> **Your instructions**
Copy each line that holds "this".

> **Data provided**
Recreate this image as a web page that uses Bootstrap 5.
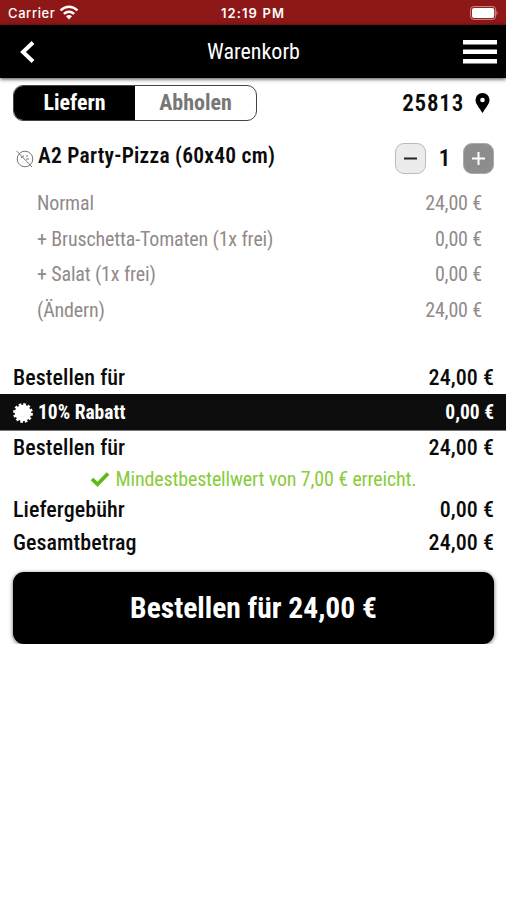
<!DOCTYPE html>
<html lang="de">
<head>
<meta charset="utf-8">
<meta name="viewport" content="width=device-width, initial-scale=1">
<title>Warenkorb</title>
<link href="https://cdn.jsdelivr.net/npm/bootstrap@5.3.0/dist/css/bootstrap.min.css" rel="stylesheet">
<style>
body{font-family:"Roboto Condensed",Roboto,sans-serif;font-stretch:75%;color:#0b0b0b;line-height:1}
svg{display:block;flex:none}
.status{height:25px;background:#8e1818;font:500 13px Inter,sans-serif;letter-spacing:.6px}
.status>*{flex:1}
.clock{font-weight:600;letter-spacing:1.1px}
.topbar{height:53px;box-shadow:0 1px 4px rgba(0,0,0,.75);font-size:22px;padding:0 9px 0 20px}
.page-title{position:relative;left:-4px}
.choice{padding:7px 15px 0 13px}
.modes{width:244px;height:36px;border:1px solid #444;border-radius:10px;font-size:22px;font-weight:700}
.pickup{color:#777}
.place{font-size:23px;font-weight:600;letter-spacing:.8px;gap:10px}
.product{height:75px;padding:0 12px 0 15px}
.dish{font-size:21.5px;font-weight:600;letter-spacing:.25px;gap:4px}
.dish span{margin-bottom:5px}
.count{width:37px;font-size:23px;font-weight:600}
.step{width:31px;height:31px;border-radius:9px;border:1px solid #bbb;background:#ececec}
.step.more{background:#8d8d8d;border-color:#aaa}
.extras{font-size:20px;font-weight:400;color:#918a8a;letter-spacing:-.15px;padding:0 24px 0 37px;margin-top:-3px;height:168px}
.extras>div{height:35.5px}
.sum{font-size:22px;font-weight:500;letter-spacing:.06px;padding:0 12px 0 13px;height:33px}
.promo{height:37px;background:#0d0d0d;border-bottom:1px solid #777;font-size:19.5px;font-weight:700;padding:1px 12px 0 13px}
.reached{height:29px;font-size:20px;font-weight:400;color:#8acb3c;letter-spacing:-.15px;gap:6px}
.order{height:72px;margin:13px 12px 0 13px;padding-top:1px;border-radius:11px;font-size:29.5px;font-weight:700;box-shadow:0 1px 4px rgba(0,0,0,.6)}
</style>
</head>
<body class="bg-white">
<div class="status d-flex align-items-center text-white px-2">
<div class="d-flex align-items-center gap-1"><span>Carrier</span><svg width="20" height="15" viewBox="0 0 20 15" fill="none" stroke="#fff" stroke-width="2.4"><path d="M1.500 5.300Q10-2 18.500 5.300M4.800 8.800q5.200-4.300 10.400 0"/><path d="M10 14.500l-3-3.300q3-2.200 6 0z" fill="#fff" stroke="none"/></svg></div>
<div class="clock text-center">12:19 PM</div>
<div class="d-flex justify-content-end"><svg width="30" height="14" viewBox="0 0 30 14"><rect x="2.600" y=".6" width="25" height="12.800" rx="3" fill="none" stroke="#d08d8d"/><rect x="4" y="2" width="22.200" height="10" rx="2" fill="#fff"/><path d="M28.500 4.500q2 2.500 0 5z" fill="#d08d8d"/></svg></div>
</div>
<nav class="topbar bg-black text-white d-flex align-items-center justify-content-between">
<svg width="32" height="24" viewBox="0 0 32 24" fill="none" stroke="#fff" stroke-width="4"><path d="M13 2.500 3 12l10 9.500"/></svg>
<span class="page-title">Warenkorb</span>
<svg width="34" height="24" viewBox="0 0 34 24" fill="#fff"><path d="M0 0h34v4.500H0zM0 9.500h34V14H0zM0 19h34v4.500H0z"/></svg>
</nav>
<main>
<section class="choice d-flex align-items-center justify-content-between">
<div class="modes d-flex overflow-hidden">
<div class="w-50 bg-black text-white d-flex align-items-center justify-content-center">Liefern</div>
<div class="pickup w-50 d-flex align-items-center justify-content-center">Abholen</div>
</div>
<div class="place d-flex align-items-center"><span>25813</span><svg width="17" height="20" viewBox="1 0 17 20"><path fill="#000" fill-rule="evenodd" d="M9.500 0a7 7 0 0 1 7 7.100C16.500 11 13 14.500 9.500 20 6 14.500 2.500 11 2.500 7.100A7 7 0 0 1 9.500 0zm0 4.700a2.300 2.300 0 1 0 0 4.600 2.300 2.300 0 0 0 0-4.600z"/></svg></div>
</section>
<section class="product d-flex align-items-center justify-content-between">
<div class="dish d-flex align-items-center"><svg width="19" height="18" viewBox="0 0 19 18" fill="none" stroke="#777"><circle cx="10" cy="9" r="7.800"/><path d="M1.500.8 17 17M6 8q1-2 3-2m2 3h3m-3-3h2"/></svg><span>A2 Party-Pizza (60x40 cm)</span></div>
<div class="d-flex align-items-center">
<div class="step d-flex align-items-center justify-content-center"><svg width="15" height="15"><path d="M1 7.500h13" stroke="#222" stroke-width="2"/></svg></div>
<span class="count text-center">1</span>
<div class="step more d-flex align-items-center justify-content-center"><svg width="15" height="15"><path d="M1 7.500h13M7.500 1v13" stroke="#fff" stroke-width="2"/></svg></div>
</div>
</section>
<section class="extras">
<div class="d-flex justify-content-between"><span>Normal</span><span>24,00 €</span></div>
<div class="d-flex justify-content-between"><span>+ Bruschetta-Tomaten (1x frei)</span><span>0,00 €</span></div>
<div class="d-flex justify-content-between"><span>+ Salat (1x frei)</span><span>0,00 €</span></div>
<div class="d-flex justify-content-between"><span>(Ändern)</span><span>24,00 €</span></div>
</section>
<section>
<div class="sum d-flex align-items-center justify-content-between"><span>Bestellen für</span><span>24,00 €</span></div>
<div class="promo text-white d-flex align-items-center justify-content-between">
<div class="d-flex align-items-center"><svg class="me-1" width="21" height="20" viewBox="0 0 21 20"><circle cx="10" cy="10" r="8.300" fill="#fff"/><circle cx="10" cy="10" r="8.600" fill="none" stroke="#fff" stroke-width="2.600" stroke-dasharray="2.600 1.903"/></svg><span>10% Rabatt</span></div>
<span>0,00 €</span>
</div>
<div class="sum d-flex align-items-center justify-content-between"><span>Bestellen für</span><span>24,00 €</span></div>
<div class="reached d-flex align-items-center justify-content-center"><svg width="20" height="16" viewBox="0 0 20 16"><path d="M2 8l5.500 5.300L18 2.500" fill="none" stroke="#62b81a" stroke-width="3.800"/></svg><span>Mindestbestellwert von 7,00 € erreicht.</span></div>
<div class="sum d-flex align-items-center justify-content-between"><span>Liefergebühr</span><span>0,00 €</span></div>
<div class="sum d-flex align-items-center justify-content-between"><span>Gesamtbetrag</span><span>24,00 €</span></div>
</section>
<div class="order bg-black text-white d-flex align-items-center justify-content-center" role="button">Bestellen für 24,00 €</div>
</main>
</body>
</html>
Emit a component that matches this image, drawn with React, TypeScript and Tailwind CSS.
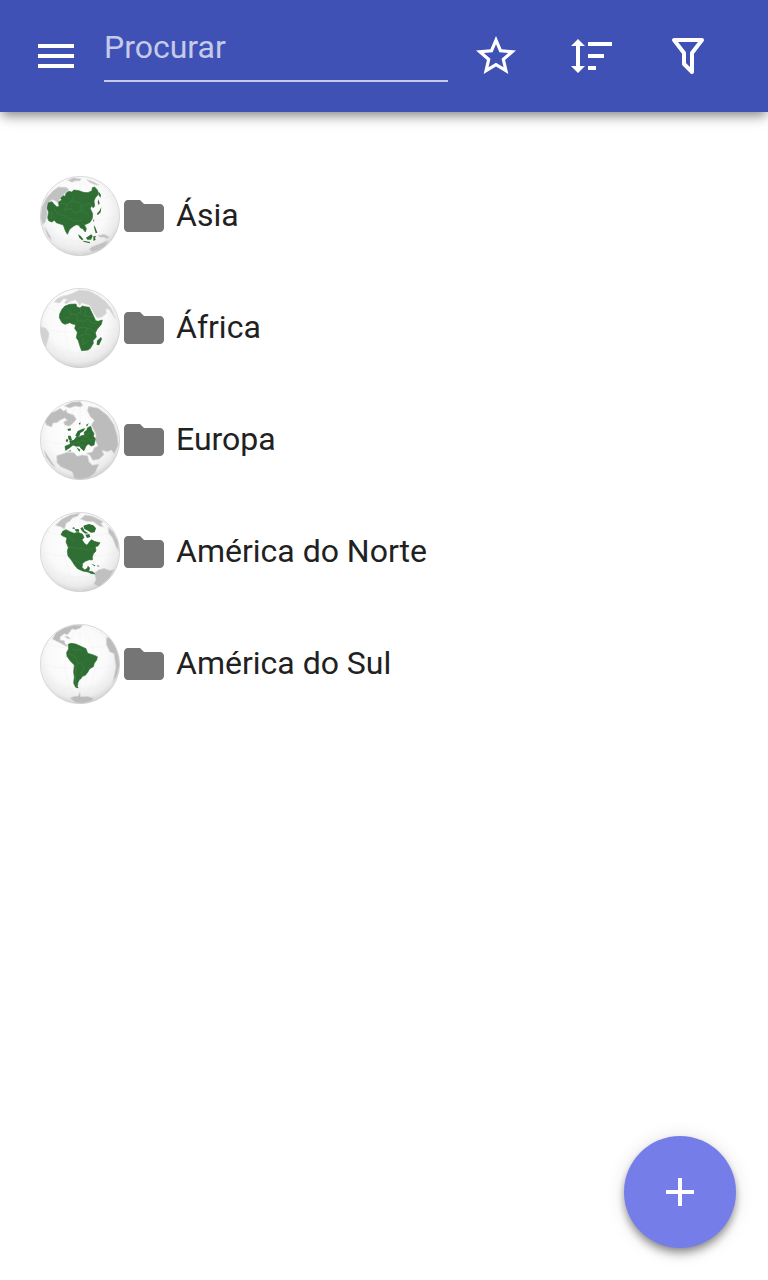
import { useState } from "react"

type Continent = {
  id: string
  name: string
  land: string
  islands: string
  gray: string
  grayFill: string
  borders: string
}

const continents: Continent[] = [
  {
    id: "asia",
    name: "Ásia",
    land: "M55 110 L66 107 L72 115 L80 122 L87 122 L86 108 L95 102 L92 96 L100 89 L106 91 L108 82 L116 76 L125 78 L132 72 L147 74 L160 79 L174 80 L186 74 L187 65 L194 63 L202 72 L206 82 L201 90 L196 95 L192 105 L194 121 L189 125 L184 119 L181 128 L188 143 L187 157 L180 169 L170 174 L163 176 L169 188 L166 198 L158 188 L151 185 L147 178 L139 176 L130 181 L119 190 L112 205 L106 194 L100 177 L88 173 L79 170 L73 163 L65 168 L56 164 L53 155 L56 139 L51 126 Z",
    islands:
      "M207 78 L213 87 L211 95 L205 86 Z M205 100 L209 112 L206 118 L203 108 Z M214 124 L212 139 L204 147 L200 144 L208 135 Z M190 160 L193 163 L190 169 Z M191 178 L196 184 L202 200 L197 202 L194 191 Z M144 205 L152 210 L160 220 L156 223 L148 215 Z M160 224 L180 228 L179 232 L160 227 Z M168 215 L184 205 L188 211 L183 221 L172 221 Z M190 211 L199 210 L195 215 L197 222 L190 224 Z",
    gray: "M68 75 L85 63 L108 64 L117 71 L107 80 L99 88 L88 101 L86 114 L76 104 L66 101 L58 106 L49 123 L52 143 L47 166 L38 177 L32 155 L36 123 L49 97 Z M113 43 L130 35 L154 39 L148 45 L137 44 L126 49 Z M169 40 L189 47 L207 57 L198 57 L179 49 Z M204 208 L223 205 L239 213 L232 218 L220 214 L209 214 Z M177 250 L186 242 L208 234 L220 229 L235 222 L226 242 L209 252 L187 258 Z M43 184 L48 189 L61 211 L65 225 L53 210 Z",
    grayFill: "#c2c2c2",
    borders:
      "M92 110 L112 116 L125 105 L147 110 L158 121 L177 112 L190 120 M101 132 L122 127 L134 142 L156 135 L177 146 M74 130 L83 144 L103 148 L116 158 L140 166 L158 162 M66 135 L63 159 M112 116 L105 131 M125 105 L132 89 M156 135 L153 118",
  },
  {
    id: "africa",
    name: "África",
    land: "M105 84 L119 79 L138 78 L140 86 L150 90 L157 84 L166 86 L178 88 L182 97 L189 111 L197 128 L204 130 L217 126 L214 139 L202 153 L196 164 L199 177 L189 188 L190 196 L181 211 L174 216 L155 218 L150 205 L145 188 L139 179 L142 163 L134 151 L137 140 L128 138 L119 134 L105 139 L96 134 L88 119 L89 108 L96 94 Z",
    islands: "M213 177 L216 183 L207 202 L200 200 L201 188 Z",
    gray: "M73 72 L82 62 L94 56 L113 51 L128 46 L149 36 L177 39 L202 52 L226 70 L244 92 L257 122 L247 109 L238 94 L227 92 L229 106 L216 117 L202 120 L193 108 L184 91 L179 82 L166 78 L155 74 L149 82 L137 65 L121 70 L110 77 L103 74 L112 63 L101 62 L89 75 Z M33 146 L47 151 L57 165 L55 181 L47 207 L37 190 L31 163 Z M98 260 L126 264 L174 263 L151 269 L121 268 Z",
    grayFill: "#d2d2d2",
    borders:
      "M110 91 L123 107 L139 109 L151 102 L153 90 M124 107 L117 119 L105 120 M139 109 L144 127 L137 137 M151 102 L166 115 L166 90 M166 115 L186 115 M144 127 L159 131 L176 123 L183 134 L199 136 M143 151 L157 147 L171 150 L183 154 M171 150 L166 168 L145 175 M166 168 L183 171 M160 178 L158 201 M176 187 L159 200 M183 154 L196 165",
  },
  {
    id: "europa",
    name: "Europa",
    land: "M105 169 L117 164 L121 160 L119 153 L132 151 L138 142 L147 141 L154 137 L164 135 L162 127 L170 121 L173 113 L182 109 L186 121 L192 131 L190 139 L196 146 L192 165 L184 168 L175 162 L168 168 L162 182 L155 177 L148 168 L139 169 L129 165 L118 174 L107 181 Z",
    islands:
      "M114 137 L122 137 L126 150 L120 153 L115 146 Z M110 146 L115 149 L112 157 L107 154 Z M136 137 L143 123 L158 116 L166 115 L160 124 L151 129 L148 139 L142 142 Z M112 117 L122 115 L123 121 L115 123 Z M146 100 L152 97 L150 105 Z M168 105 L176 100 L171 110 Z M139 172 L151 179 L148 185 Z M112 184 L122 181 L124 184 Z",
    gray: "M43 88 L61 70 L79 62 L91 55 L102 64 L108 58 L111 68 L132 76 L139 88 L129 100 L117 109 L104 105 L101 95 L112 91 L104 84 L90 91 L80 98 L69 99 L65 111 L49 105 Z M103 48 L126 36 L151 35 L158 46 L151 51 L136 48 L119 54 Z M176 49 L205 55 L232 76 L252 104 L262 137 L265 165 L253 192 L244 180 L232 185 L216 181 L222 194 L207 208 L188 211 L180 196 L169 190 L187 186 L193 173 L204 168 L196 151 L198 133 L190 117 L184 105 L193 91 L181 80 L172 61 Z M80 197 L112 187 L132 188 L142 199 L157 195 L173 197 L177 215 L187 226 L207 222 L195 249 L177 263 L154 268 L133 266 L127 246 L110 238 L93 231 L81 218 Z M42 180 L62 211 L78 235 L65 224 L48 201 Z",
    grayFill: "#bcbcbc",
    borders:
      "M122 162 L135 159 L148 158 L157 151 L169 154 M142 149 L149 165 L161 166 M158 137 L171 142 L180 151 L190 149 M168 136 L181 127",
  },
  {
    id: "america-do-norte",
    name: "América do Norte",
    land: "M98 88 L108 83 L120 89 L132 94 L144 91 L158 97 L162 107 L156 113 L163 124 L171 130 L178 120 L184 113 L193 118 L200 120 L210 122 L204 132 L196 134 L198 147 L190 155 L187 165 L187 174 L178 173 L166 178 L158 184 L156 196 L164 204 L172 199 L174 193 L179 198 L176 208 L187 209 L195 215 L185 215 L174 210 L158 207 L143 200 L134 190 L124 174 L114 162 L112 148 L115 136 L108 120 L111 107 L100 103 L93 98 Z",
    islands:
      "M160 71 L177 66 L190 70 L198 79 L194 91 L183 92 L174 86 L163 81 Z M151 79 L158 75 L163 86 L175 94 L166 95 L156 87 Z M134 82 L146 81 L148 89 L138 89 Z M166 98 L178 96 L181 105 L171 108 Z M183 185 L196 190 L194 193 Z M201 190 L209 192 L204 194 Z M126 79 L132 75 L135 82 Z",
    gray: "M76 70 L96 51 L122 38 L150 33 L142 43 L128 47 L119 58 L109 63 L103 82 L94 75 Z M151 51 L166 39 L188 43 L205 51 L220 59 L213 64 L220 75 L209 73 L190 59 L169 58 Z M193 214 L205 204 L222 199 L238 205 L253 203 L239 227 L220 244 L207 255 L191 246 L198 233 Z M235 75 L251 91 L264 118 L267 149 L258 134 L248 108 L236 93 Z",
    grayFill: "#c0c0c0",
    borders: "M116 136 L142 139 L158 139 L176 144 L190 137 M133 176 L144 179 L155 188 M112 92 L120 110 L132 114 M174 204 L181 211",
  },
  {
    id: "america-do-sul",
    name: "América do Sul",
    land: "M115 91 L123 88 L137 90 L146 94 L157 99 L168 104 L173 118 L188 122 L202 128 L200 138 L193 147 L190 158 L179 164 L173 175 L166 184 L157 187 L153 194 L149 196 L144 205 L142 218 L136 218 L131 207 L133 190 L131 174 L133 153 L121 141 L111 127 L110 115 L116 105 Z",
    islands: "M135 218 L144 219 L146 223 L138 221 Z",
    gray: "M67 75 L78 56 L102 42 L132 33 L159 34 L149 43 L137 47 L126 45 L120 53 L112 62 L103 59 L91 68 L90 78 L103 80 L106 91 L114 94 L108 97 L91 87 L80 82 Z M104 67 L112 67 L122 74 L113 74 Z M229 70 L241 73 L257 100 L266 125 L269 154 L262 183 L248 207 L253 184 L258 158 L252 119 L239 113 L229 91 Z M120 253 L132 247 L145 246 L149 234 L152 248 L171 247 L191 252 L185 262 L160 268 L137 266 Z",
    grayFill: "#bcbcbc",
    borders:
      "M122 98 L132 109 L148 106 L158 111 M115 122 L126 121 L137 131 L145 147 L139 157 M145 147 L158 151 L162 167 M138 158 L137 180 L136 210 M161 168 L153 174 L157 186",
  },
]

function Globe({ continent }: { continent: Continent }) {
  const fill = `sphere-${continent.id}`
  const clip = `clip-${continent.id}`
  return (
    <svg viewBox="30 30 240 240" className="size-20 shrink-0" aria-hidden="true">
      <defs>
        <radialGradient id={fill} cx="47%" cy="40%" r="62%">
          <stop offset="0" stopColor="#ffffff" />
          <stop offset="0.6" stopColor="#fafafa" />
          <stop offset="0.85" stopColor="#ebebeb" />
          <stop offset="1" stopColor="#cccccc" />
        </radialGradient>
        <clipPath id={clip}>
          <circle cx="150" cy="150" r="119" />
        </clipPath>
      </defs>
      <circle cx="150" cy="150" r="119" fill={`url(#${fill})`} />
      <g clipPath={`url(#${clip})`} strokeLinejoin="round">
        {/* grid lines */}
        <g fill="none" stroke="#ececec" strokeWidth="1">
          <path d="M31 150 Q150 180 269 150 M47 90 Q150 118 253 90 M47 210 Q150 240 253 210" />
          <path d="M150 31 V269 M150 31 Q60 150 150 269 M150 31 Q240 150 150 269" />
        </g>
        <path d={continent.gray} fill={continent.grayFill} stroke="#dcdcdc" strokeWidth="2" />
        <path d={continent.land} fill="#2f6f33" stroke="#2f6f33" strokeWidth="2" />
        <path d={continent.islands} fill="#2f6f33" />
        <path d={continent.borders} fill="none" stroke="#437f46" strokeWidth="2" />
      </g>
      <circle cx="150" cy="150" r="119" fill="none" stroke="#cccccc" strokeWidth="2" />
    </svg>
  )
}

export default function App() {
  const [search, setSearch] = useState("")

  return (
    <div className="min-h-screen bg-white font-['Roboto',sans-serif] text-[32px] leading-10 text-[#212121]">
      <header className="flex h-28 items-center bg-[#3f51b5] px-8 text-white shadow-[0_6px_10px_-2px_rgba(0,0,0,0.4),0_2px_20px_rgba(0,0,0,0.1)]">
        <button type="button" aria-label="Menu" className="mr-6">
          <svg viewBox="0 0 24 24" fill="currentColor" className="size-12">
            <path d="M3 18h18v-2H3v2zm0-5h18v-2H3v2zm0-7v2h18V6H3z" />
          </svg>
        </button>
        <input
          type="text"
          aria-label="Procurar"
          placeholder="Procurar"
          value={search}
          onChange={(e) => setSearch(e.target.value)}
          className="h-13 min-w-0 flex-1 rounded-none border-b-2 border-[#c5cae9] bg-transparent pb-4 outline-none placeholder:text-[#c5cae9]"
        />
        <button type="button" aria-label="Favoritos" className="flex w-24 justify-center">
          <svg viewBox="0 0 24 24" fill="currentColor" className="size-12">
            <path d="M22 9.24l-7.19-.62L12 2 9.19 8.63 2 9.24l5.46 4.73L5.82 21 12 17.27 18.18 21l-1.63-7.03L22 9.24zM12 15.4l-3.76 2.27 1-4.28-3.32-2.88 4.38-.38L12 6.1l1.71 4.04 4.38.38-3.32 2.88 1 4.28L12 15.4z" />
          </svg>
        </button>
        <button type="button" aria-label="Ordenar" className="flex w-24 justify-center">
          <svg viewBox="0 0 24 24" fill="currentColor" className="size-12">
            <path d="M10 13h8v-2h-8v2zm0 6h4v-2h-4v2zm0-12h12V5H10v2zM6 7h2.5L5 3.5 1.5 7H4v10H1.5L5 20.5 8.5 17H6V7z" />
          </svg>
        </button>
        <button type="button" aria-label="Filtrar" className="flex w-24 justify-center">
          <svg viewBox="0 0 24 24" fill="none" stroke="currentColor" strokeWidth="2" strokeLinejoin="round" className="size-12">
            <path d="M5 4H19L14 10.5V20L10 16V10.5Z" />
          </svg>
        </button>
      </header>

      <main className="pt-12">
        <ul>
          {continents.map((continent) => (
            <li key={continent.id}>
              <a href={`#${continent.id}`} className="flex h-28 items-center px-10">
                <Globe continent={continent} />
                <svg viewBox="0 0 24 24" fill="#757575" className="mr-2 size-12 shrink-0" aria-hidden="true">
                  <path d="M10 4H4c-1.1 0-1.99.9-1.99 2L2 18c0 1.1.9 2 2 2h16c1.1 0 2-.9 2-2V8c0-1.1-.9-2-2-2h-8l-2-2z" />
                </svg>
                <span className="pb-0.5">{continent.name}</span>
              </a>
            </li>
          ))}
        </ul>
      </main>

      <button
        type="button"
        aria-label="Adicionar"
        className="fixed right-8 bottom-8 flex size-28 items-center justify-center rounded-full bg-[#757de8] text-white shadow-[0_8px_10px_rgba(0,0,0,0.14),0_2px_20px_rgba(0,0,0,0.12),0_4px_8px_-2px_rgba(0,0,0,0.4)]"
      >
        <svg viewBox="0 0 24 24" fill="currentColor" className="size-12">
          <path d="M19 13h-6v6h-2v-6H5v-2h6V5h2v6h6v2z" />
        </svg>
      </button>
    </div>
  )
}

> **Exercise answer**
Recreate this image as a web page that uses Bootstrap 5.
Emit a component that matches this image, drawn with React, TypeScript and Tailwind CSS.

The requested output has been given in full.